Job:
Return the listing below exactly, with the pictures dropped.

Data lines:

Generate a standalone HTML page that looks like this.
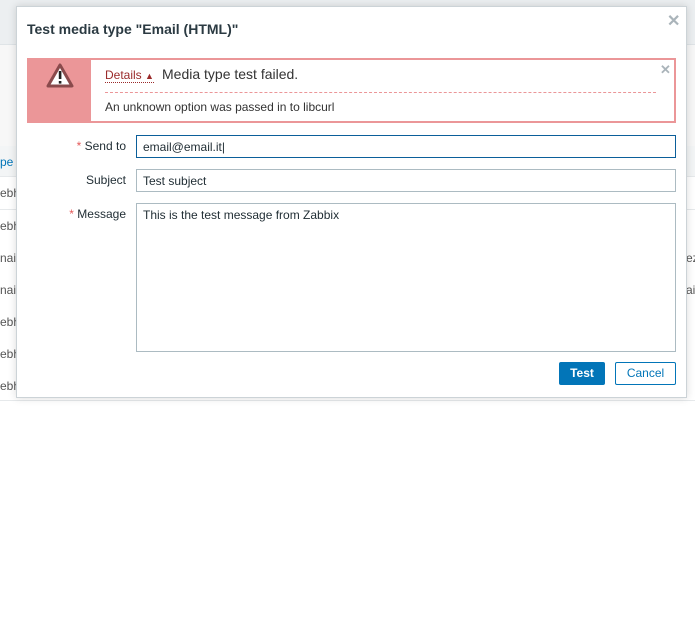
<!DOCTYPE html>
<html><head><style>
body{margin:0;width:695px;height:639px;background:#fff;font-family:"Liberation Sans",Arial,sans-serif;font-size:12px;color:#1f2c33;position:relative;overflow:hidden}
.bg{position:absolute;left:0;top:0;width:695px;height:400px;background:#f7f7f7}
.top{position:absolute;left:0;top:0;width:695px;height:44px;background:#eceff1;border-bottom:1px solid #dfe4e7}
.row{position:absolute;left:0;width:695px;height:32px;border-bottom:1px solid #e6e9eb;background:#fff;color:#555}
.row span{position:absolute;top:9px}
.dlg{position:absolute;left:16px;top:6px;width:669px;height:390px;background:#fff;border:1px solid #ccd3d7;box-shadow:0 0 8px rgba(0,0,0,.15)}
.title{position:absolute;left:10px;top:14px;font-size:14px;font-weight:bold;color:#2b3a42}
.x{position:absolute;color:#aab4ba;font-size:16px;font-weight:bold}
.msg{position:absolute;left:10px;top:51px;width:645px;height:61px;border:2px solid #eb9698;background:#fff}
.msg .red{position:absolute;left:0;top:0;width:62px;height:61px;background:#eb9698}
.lbl{position:absolute;width:109px;text-align:right;color:#1f2c33}
.lbl b{color:#e45959;font-weight:normal}
.in{position:absolute;left:119px;width:540px;border:1px solid #acbbc2;background:#fff;box-sizing:border-box;padding:4px 6px;font-size:12px}
.btn{position:absolute;top:355px;height:23px;box-sizing:border-box;font-size:12px;text-align:center;line-height:23px;border-radius:2px}
</style></head><body>
<div class="bg"></div>
<div class="top"></div>
<div class="row" style="top:146px;height:30px;background:#f3f5f6"><span style="color:#0275b8;left:0">pe</span></div>
<div class="row" style="top:177px"><span>ebh</span></div>
<div class="row" style="top:210px"><span>ebh</span></div>
<div class="row" style="top:242px"><span>nail</span><span style="left:686px">ez</span></div>
<div class="row" style="top:274px"><span>nail</span><span style="left:686px">ai</span></div>
<div class="row" style="top:306px"><span>ebh</span></div>
<div class="row" style="top:338px"><span>ebh</span></div>
<div class="row" style="top:370px;height:30px"><span>ebh</span></div>
<div class="dlg">
<div class="title">Test media type "Email (HTML)"</div>
<div class="x" style="left:650px;top:4px">✕</div>
<div class="msg">
<div class="red"><svg width="62" height="40" viewBox="0 0 62 40"><path d="M31 5 L43 26 L19 26 Z" fill="#fff" stroke="#8a4a4c" stroke-width="3" stroke-linejoin="round"/><rect x="29.8" y="11" width="2.6" height="8" fill="#222"/><rect x="29.8" y="21" width="2.6" height="2.6" fill="#222"/></svg></div>
<div style="position:absolute;left:76px;top:8px;color:#9a2a2a;border-bottom:1px dotted #9a2a2a;font-size:12px">Details <span style="font-size:9px">▲</span></div>
<div style="position:absolute;left:133px;top:6px;font-size:14px;color:#333">Media type test failed.</div>
<div style="position:absolute;left:76px;top:32px;width:551px;border-top:1px dashed #eb9698"></div>
<div style="position:absolute;left:76px;top:40px;color:#333">An unknown option was passed in to libcurl</div>
<div class="x" style="left:631px;top:2px;font-size:13px">✕</div>
</div>
<div class="lbl" style="top:132px"><b>*</b> Send to</div>
<div class="in" style="top:128px;height:23px;border-color:#0b5f9a">email@email.it|</div>
<div class="lbl" style="top:166px">Subject</div>
<div class="in" style="top:162px;height:23px">Test subject</div>
<div class="lbl" style="top:200px"><b>*</b> Message</div>
<div class="in" style="top:196px;height:149px">This is the test message from Zabbix</div>
<div class="btn" style="left:542px;width:46px;background:#0275b8;color:#fff;font-weight:bold">Test</div>
<div class="btn" style="left:598px;width:61px;border:1px solid #0275b8;color:#0275b8;background:#fff;line-height:21px">Cancel</div>
</div>
</body></html>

Result for this task:
Generate a standalone HTML page that looks like this.
<!DOCTYPE html>
<html><head><style>
body{margin:0;width:695px;height:639px;background:#fff;font-family:"Liberation Sans",Arial,sans-serif;font-size:12px;color:#1f2c33;position:relative;overflow:hidden}
.bg{position:absolute;left:0;top:0;width:695px;height:400px;background:#f7f7f7}
.top{position:absolute;left:0;top:0;width:695px;height:44px;background:#eceff1;border-bottom:1px solid #dfe4e7}
.row{position:absolute;left:0;width:695px;height:32px;border-bottom:1px solid #e6e9eb;background:#fff;color:#555}
.row span{position:absolute;top:9px}
.dlg{position:absolute;left:16px;top:6px;width:669px;height:390px;background:#fff;border:1px solid #ccd3d7;box-shadow:0 0 8px rgba(0,0,0,.15)}
.title{position:absolute;left:10px;top:14px;font-size:14px;font-weight:bold;color:#2b3a42}
.x{position:absolute;color:#aab4ba;font-size:16px;font-weight:bold}
.msg{position:absolute;left:10px;top:51px;width:645px;height:61px;border:2px solid #eb9698;background:#fff}
.msg .red{position:absolute;left:0;top:0;width:62px;height:61px;background:#eb9698}
.lbl{position:absolute;width:109px;text-align:right;color:#1f2c33}
.lbl b{color:#e45959;font-weight:normal}
.in{position:absolute;left:119px;width:540px;border:1px solid #acbbc2;background:#fff;box-sizing:border-box;padding:4px 6px;font-size:12px}
.btn{position:absolute;top:355px;height:23px;box-sizing:border-box;font-size:12px;text-align:center;line-height:23px;border-radius:2px}
</style></head><body>
<div class="bg"></div>
<div class="top"></div>
<div class="row" style="top:146px;height:30px;background:#f3f5f6"><span style="color:#0275b8;left:0">pe</span></div>
<div class="row" style="top:177px"><span>ebh</span></div>
<div class="row" style="top:210px"><span>ebh</span></div>
<div class="row" style="top:242px"><span>nail</span><span style="left:686px">ez</span></div>
<div class="row" style="top:274px"><span>nail</span><span style="left:686px">ai</span></div>
<div class="row" style="top:306px"><span>ebh</span></div>
<div class="row" style="top:338px"><span>ebh</span></div>
<div class="row" style="top:370px;height:30px"><span>ebh</span></div>
<div class="dlg">
<div class="title">Test media type "Email (HTML)"</div>
<div class="x" style="left:650px;top:4px">✕</div>
<div class="msg">
<div class="red"><svg width="62" height="40" viewBox="0 0 62 40"><path d="M31 5 L43 26 L19 26 Z" fill="#fff" stroke="#8a4a4c" stroke-width="3" stroke-linejoin="round"/><rect x="29.8" y="11" width="2.6" height="8" fill="#222"/><rect x="29.8" y="21" width="2.6" height="2.6" fill="#222"/></svg></div>
<div style="position:absolute;left:76px;top:8px;color:#9a2a2a;border-bottom:1px dotted #9a2a2a;font-size:12px">Details <span style="font-size:9px">▲</span></div>
<div style="position:absolute;left:133px;top:6px;font-size:14px;color:#333">Media type test failed.</div>
<div style="position:absolute;left:76px;top:32px;width:551px;border-top:1px dashed #eb9698"></div>
<div style="position:absolute;left:76px;top:40px;color:#333">An unknown option was passed in to libcurl</div>
<div class="x" style="left:631px;top:2px;font-size:13px">✕</div>
</div>
<div class="lbl" style="top:132px"><b>*</b> Send to</div>
<div class="in" style="top:128px;height:23px;border-color:#0b5f9a">email@email.it|</div>
<div class="lbl" style="top:166px">Subject</div>
<div class="in" style="top:162px;height:23px">Test subject</div>
<div class="lbl" style="top:200px"><b>*</b> Message</div>
<div class="in" style="top:196px;height:149px">This is the test message from Zabbix</div>
<div class="btn" style="left:542px;width:46px;background:#0275b8;color:#fff;font-weight:bold">Test</div>
<div class="btn" style="left:598px;width:61px;border:1px solid #0275b8;color:#0275b8;background:#fff;line-height:21px">Cancel</div>
</div>
</body></html>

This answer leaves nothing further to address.